REPUBLIKA.CO.ID, JAKARTA - Pekan lalu, terjadi demonstrasi besar-besaran di Malaysia. Demonstrasi yang terjadi pada Sabtu (28/4) meningkatkan suhu politik di Malaysia.
Demonstran yang menyebut dirinya Gerakan Bersih 3.0 meminta reformasi pemilu di Malaysia. Sementara Pemerintah Malaysia menuding gerakan Bersih 3.0 memiliki maksud lain dalam aksi tersebut.
Ketua Umum Ikatan Ilmuwan Indonesia Internasional, Dr. Nasir Tamara, yang juga sebagai komisi independen pencari fakta tentang pemilu di Malaysia mengatakan, demonstrasi besar-besaran tersebut sebagai tonggak perubahan di Malaysia.
"Dulu, masyarakat tidak berani. Mereka diancam penjara dan denda sangat takut, tetapi sekarang, urat takutya sudah putus. Ini semua tanda perubahan," kata Nasir kepada Republika, Senin (1/4).

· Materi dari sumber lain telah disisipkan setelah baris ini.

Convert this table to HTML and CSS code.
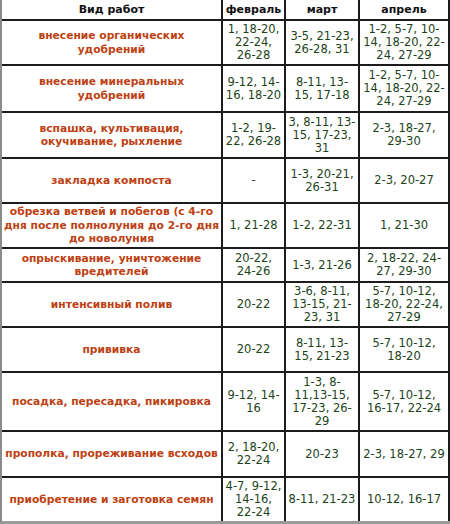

Pada intinya, demonstrasi besar-besaran di Malaysia bertujuan mendesak pemerintah untuk menggelar reformasi pemilu. Pemilu di Malaysia, kata Nasir, masih banyak dihiasi kecurangan. Beberapa kecurangan yang diminta dihapus oleh para demonstran diantaranya:
1. Sistem pemilu yang tidak adil. Satu suara orang terpilih di satu daerah, tidak sama pembaginya dengan daerah lain. Di daerah Jakarta misalnya, satu suara orang terpilih hanya dengan mengumpulkan 7.000 suara. Tetapi tidak jauh dari itu, daerah lain, satu kursi terpilih harus mengumpulkan 100 ribu suara. Kalau di Indonesia jelas bilangan pembaginya. Jadi ini tidak adil.
2. Di Malaysia, kalau ingin menjadi pemilih harus mendaftarkan diri. Di negara lain dan Indonesia khususnya, jika sudah berusia 18 tahun, otomatis menjadi pemilih.